The broad message from management is simple: once the demerger is completed, all assets of Lemon Tree, including its debt, will move to Fleur Hotels, while Lemon Tree itself will remain the operating, branding, loyalty, distribution and management-services business. In management’s words, Fleur will hold one hundred percent of the debt and Lemon Tree will have zero debt.
Why Lemon Tree wants to become debt-free
Management’s argument starts with a larger strategic shift. Over the past two years, the company says it has already positioned itself for a stronger hotel cycle by commissioning Aurika Mumbai, securing the Aurika Nehru Place project in New Delhi, signing thousands of third-party management rooms, upgrading its owned portfolio and investing in technology. After doing all that, management said the next logical step is to split the group into two focused platforms.
Under this proposed structure, Lemon Tree Hotels becomes a pure-play asset-light company focused on hotel management, brand and loyalty, distribution and digital services. Fleur Hotels, on the other hand, becomes the hotel ownership and development platform with the capital, development capability and acquisition mandate. Management believes that once this happens, Lemon Tree will emerge as a debt-free, high-margin, high-return-on-capital-employed company generating strong free cash flows from fees and brand-related income.
This is a major change in how management wants investors to look at the business. Today, Lemon Tree is still a blended structure with owned hotels, leased hotels, a large managed-and-franchised portfolio, ongoing renovations and debt on the books. After the demerger, management wants investors to view Lemon Tree more like a hotel operator and brand platform rather than a hotel asset owner. That is the basic logic behind the debt-free pitch.
How the debt will actually move out
The most important part of the entire story is not debt repayment through cash generation alone. It is debt transfer through restructuring. In the January conference call on the composite scheme, management said that when the demerger happens, all the debt, including Lemon Tree’s debt after adjustment, will be transferred to Fleur. Management added that Fleur’s debt on an ongoing basis by the end of next year, by the time of the demerger, would be around Rs. 1,300 crore, including Lemon Tree’s debt which will be transferred.
It is not that the group suddenly stops owing money. Rather, the asset-heavy company, Fleur, will carry the debt, while Lemon Tree becomes the fee-led listed operating company.

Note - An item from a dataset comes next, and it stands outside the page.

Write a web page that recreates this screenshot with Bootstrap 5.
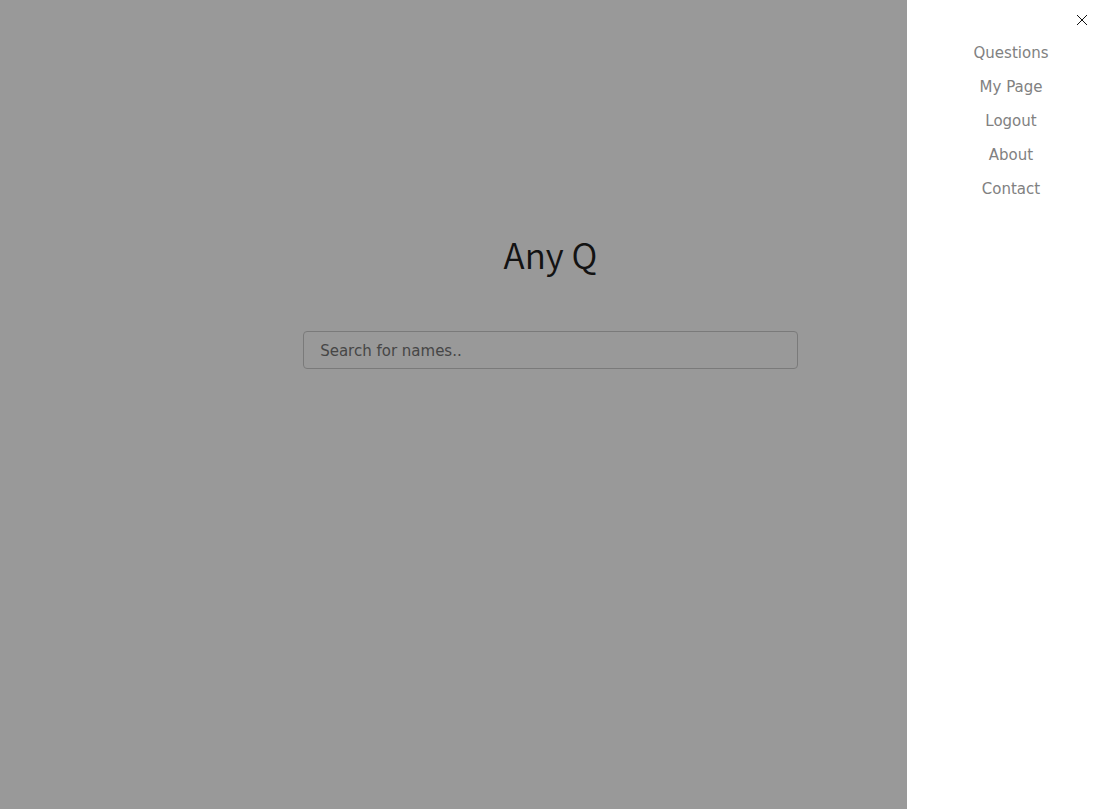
<!DOCTYPE html>
<html lang="en">
<head>
<meta charset="utf-8">
<meta name="viewport" content="width=device-width, initial-scale=1">
<title>Any Q</title>
<link href="https://cdn.jsdelivr.net/npm/bootstrap@5.3.0/dist/css/bootstrap.min.css" rel="stylesheet">
<style>
  body { font-family: Verdana, "DejaVu Sans", sans-serif; font-size: 15px; }
  .hero { padding-top: 228px; padding-left: 3px; }
  .site-title { font-family: "Noto Sans CJK KR", "Open Sans", sans-serif; font-size: 35px; line-height: 52px; font-weight: 350; color: #212121; }
  .search-form { width: calc(45% + 2px); min-width: 240px; margin-top: 51px; }
  .search-form .form-control { height: 38px; padding: 2px 16px 0; font-size: 15px; border-color: #ccc; border-radius: 4px; background: #fff; }
  .search-form .form-control::placeholder { color: #757575; opacity: 1; }
  .shade { background: rgba(0, 0, 0, .4); opacity: 1; }
  .side-menu.offcanvas { --bs-offcanvas-width: 191px; border: 0; }
  .side-menu .nav { padding-left: 17px; }
  .side-menu .nav-link { padding: 0; color: #818181; line-height: 34px; }
</style>
</head>
<body>
<main class="hero d-flex flex-column align-items-center">
  <h1 class="site-title mb-0">Any Q</h1>
  <form class="search-form" role="search">
    <input id="search" type="text" class="form-control" placeholder="Search for names.." aria-label="Search for names">
  </form>
</main>

<div class="offcanvas-backdrop shade"></div>
<aside class="offcanvas offcanvas-end show side-menu" data-bs-backdrop="false" data-bs-scroll="true" aria-label="Menu">
  <div class="d-flex justify-content-end pt-2 pe-2">
    <button type="button" class="btn border-0 p-0 d-flex mt-1" data-bs-dismiss="offcanvas" aria-label="Close">
      <svg width="16" height="16" viewBox="0 0 16 16" fill="none" stroke="#111" stroke-width="1"><path d="M3 3 13 13M13 3 3 13"/></svg>
    </button>
  </div>
  <nav class="nav flex-column text-center pt-2">
    <a class="nav-link" href="#">Questions</a>
    <a class="nav-link" href="#">My Page</a>
    <a class="nav-link" href="#">Logout</a>
    <a class="nav-link" href="#">About</a>
    <a class="nav-link" href="#">Contact</a>
  </nav>
</aside>
<script src="https://cdn.jsdelivr.net/npm/bootstrap@5.3.0/dist/js/bootstrap.bundle.min.js"></script>
</body>
</html>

What Lemon Tree will look like after the demerger
Post demerger, Lemon Tree will own or lease and operate only two hotels with 202 rooms, which were not transferred because of limited remaining lease tenure. At the same time, it will continue to manage 39 Fleur hotels with 5,556 rooms and two under-construction hotels with 256 rooms, while also managing or franchising 89 operational third-party hotels with 6,011 rooms and another 127 hotels with 9,414 rooms in the pipeline.
That means the future Lemon Tree is not becoming small. It is becoming light. Operationally, the company still wants to be a very large hotel platform. Financially, it wants to stop tying up the listed entity in owned real estate and associated leverage. Management also said that in the next three to four years it would like to become the largest operator in this space with significant fee income, and that the Board would need to define a dividend or shareholder reward policy because the company would be nearly one hundred percent asset-light.

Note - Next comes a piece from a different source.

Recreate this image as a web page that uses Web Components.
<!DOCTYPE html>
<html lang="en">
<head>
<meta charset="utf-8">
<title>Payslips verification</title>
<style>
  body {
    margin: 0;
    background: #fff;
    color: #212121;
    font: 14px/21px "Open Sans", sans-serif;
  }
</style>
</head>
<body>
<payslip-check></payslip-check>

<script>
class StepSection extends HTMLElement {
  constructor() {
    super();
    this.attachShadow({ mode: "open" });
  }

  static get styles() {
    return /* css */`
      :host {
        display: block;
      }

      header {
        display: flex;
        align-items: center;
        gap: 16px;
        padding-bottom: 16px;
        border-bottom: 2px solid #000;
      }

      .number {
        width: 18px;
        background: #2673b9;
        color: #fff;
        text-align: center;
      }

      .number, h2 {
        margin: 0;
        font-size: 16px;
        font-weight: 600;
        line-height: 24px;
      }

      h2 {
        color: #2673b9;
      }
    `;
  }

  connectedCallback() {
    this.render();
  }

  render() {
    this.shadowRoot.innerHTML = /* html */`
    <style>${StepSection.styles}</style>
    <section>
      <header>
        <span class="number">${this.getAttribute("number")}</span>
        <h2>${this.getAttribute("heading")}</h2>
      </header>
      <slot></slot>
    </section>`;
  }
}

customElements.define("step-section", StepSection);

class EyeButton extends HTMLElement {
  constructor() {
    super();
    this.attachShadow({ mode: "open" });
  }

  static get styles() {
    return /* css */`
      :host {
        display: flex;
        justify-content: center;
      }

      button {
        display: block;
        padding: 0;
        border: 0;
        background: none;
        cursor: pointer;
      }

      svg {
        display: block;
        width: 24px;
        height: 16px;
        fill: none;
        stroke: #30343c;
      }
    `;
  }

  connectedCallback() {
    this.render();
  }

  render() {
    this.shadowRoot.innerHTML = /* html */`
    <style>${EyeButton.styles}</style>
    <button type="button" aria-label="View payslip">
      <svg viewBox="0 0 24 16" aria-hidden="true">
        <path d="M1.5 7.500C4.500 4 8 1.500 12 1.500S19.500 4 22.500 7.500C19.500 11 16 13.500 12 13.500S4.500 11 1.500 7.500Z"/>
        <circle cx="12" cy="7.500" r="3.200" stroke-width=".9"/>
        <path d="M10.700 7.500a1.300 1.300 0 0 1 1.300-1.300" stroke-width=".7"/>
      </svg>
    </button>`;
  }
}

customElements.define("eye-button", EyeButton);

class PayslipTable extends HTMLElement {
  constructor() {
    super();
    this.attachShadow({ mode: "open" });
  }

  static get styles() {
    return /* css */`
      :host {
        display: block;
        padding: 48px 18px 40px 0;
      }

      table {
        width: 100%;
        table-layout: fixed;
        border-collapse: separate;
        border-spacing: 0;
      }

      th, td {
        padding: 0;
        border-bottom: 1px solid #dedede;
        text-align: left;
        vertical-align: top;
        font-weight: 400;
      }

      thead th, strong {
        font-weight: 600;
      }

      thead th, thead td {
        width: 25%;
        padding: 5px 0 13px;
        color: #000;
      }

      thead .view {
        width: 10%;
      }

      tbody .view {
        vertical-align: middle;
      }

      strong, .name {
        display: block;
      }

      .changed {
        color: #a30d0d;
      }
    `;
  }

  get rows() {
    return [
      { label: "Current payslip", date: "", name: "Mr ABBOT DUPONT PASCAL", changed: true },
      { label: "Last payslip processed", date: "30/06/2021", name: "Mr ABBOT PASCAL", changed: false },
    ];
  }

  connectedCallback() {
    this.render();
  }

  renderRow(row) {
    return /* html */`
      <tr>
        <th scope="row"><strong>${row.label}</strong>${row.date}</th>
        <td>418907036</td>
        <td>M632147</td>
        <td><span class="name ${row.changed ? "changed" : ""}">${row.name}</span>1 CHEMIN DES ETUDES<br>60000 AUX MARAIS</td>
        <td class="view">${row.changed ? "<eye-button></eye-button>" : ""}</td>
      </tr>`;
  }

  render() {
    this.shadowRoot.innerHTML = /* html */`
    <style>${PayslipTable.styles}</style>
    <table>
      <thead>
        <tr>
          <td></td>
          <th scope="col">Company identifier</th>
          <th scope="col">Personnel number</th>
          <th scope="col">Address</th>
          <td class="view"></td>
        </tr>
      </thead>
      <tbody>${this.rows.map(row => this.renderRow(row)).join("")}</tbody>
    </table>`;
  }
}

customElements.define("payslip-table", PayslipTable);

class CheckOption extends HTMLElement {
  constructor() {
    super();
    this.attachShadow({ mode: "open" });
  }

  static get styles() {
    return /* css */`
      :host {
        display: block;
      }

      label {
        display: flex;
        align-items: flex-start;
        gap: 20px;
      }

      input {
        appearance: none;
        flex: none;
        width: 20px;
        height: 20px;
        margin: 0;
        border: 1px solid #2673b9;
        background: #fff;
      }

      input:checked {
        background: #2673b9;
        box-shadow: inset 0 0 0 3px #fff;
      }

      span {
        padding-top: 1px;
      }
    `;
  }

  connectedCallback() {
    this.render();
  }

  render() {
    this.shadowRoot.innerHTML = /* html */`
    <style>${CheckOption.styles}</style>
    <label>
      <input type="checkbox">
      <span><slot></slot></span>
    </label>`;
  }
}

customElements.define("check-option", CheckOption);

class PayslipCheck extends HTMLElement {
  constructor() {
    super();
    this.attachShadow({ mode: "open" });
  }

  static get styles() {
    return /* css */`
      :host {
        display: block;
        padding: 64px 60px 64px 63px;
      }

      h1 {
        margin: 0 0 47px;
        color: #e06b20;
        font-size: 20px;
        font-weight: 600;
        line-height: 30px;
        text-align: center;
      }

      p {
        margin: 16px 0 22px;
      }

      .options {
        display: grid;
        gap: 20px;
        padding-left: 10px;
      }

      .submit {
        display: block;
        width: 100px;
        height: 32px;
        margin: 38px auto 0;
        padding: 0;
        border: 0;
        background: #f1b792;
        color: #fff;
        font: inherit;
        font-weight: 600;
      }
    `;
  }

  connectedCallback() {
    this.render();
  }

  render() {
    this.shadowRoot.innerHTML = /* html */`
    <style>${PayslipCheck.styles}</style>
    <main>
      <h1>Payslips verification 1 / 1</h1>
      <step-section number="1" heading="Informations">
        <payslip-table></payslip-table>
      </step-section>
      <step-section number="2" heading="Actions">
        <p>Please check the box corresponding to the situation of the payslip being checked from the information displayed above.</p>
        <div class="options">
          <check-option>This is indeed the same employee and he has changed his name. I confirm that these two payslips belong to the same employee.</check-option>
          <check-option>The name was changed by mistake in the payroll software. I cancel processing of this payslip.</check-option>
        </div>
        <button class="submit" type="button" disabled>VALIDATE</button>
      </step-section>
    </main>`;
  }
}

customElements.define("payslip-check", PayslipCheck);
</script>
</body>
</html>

Why management thinks this can improve cash flows
The financial attraction of the new structure is that Lemon Tree would keep earning management and franchise fees without carrying the same ownership burden. In Q3FY26, total management fees to Lemon Tree stood at Rs. 48.2 crore, of which Rs. 22.9 crore came from third-party owned hotels and Rs. 25.3 crore came from Fleur Hotels. For the first nine months of FY26, total management fees stood at Rs. 119.8 crore, with Rs. 53.3 crore from third-party owned hotels and Rs. 66.6 crore from Fleur.
Management has also been very clear that these fee streams can grow as more hotels stabilize, more third-party hotels open, and Fleur itself expands. During the restructuring call, management even gave a simple illustration that if Fleur deploys additional capital into hotel development at scale, Lemon Tree can earn incremental fee streams from that expansion. This is why Lemon Tree wants to retain skin in the game in Fleur rather than completely separate itself economically from the asset platform.

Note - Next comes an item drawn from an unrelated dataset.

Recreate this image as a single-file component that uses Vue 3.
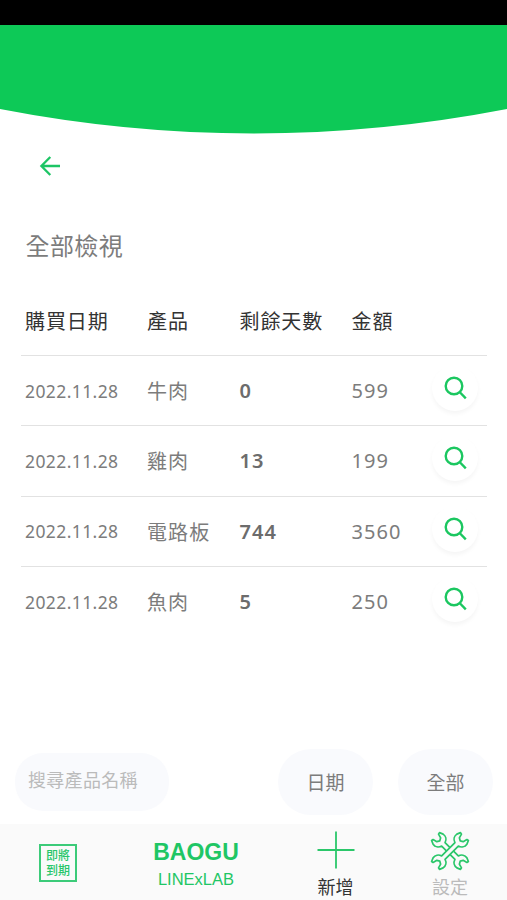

At the same time, the current numbers show why management wants to separate the two businesses. In Q3FY26, consolidated revenue rose 15 percent year-on-year to Rs. 407.8 crore and net EBITDA rose 12 percent to Rs. 206.4 crore, but margin was hit by renovation spending, technology investments and the GST impact. The company also recorded exceptional items of Rs. 31.3 crore related to labour code provisions, ex gratia, property tax and restructuring expenses. An asset-light Lemon Tree would not need to keep deploying the same level of capital in hotel assets, and therefore future cash generation would be cleaner and more available either for shareholder rewards or for brand and technology investments.
Timeline, risks and what investors should watch
The company has not said this happens overnight. The management stated that the demerger and separate listing of Fleur are subject to shareholder and regulatory approvals, and the entire process to listing is expected to be completed within 12 to 15 months. Management also said in the Q3 that the scheme is effective from April 1, 2026, and from the next quarter it would start reflecting both businesses as two independent companies on a pro forma basis.
This means the debt-free story is credible only in the context of the scheme being completed. Until then, investors should not expect the current financial statements to suddenly become fully asset-light. The transition will play out over time, with pro forma visibility likely coming before the final legal and structural separation is complete.
The other key thing to watch is that Lemon Tree becoming debt-free does not mean the group becomes risk-free. Fleur will remain asset-heavy, will carry the debt, and will also pursue further development and acquisitions. Management has said Warburg Pincus will acquire APG’s 41.09 percent stake in Fleur and Fleur will receive up to Rs. 960 crore of primary equity capital, giving it more financial flexibility to grow. So the story is not one of deleveraging through retreat. It is a reallocation of debt and assets so that one company becomes cleaner and the other becomes the main growth-and-ownership vehicle.
Put simply, Lemon Tree is trying to change what kind of listed company investors are actually buying. Today it is a hybrid. Over the next year or so, management wants it to become a debt-free, fee-led hotel platform with only two remaining leased assets and a large operating network. Whether the market rewards that shift will depend on execution, approvals and how cleanly the transition shows up in numbers. But based on the filings, the company’s message is clear: the path from about Rs. 1,300 crore of debt to zero is not about magically erasing leverage. It is about moving the debt, along with the hotel assets, into Fleur and leaving Lemon Tree as the lighter, cash-generating operating company.